A Positive Impact On Your Credit Score
One of the best things about a short term is the positive effect it can have on your credit score.
Your score may drop a few points when you apply for the loan - due to a hard credit check - but it will soon recover and go higher as you make your payments on time.
- Payment history counts for 35% of your total credit score and you can boost it simply by repaying your loan each month.
- You’ll also improve your credit mix by applying for a loan if you don’t currently have one.
Another great feature of shorter loan terms is that they usually come with lower APRs and other fees.
- Lenders are sometimes willing to extend a lower interest rate to short term borrowers because they are likely to get their money back in less than a year.
- Fewer installments (a maximum of 12) means you’ll be paying less in interest charges over time. This can add up to hundreds or even thousands of dollars.
- This double saving makes these loans appealing to borrowers who want to pay their debt down ASAP.
Faster To Receive
Fast approvals are a stand-out feature of short term loans - and technology is speeding them up even more.
- Online applications make it fast and easy to enter your personal details and upload any relevant documents that the lender may require.
- Short term lenders operate in a competitive industry and are always making efforts to speed up their approval times. 1-2 days is now the norm.
- Fast loan decisions can make a huge difference to your finances - especially if you need some cash urgently to pay unexpected expenses.
What To Look Out For
Applying for a short term loan is quick and easy if you know what to look out for.
Here are some important factors to bear in mind when you apply.
- The Type Of Loan - Secured loans require an asset - like a car or boat - as collateral but offer lower APRs. Unsecured loans can be more expensive in terms of interest and administrative fees but you won’t need to pledge your belongings and risk losing them if you don’t repay the loan.
- The Loan Terms And Period - There are payday loans with repayment periods of several weeks and personal loans which stretch to several months or even a year. If your loan comes with a high APR a few months can end up costing you a significant amount in interest charges.
- The Interest Rate - Speaking of APRs, you should always know how much the interest charges will be on a loan before you agree to it. Your lender should give you an estimated monthly instalment amount and interest rate when you apply or when you’re provisionally approved.

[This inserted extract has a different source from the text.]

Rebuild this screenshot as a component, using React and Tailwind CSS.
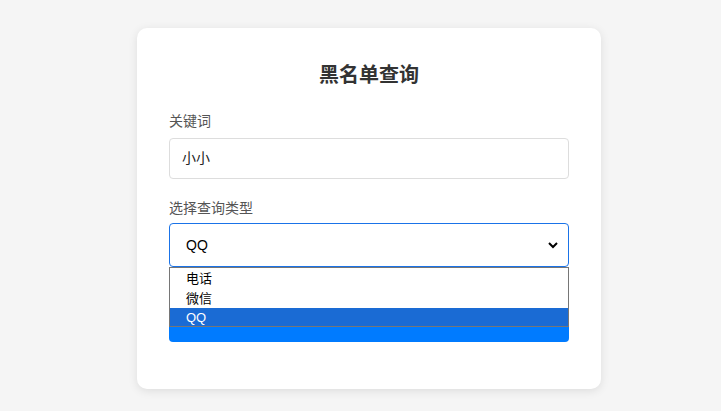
import React from 'react';

export default function App() {
  const font = { fontFamily: '"Liberation Sans", "Noto Sans CJK SC", sans-serif' };
  return (
    <div className="min-h-screen w-full bg-[#f5f5f5] pt-[28px]" style={font}>
      <div className="ml-[137px] w-[464px] h-[361px] bg-white rounded-[10px] shadow-[0_2px_10px_rgba(0,0,0,0.1)] px-[32px] pt-[32px]">
        <h2 className="text-[20px] leading-[30px] font-bold text-[#333] text-center mb-[22px]">黑名单查询</h2>

        <div className="mb-[20px]">
          <label className="block text-[14px] leading-[18px] text-[#555] mb-[8px]">关键词</label>
          <div className="h-[41px] w-full border border-[#ddd] rounded-[4px] px-[12px] flex items-center text-[14px] text-[#222]">
            小小
          </div>
        </div>

        <div className="relative">
          <label className="block text-[14px] leading-[18px] text-[#555] mb-[6px]">选择查询类型</label>
          <div className="h-[44px] w-full border border-[#1a73e8] rounded-[4px] pl-[16px] pr-[8px] flex items-center justify-between text-[14px] text-black">
            <span>QQ</span>
            <svg width="12" height="12" viewBox="0 0 12 12" className="mr-[1px]">
              <path d="M2 4 L6 8 L10 4" fill="none" stroke="#000" strokeWidth="2" />
            </svg>
          </div>

          <div className="mt-[30px] h-[45px] w-full bg-[#007bff] rounded-[4px]"></div>

          <div className="absolute left-0 top-[68px] w-full border border-[#767676] bg-white text-[13px] leading-[19px] text-black z-10">
            <div className="pl-[16px] h-[20px] flex items-center">电话</div>
            <div className="pl-[16px] h-[20px] flex items-center">微信</div>
            <div className="pl-[16px] h-[18px] flex items-center bg-[#1a6bd4] text-white">QQ</div>
          </div>
        </div>
      </div>
    </div>
  );
}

- Hidden Charges - The monthly interest charge isn’t the only cost associated with a short term loan. You’ll want to look out for application fees, document preparation fees, administrative charges, and even prepayment penalties. Some lenders will penalize you for paying down your loan before the end of its term.
- Down Payments - You may be required to provide a certain amount of cash as a down payment. This is a type of collateral that protects the lender in case you should default on the loan. You’ll need to budget for this amount before the loan can be finalized.
- Collateral Assessment Fees - Some lenders may charge you a fee for valuing the assets you offer as collateral on your loan. This is especially true of jewelry, watches and other valuables that need to have their authenticity certified before they can be used to secure a loan.
A short term loan is a quick and convenient way to pay for unforeseen expenses.
It can also improve your credit score as you pay it down over a short period of time.
Online lenders have made it easier to apply for this type of Lon than ever before.
Still, choosing the right loan is essential and there are several important factors to bear in mind.
The number of installments, APR, down payment and collateral requirements and any fees associated with the loan will determine whether it’s a good call or not.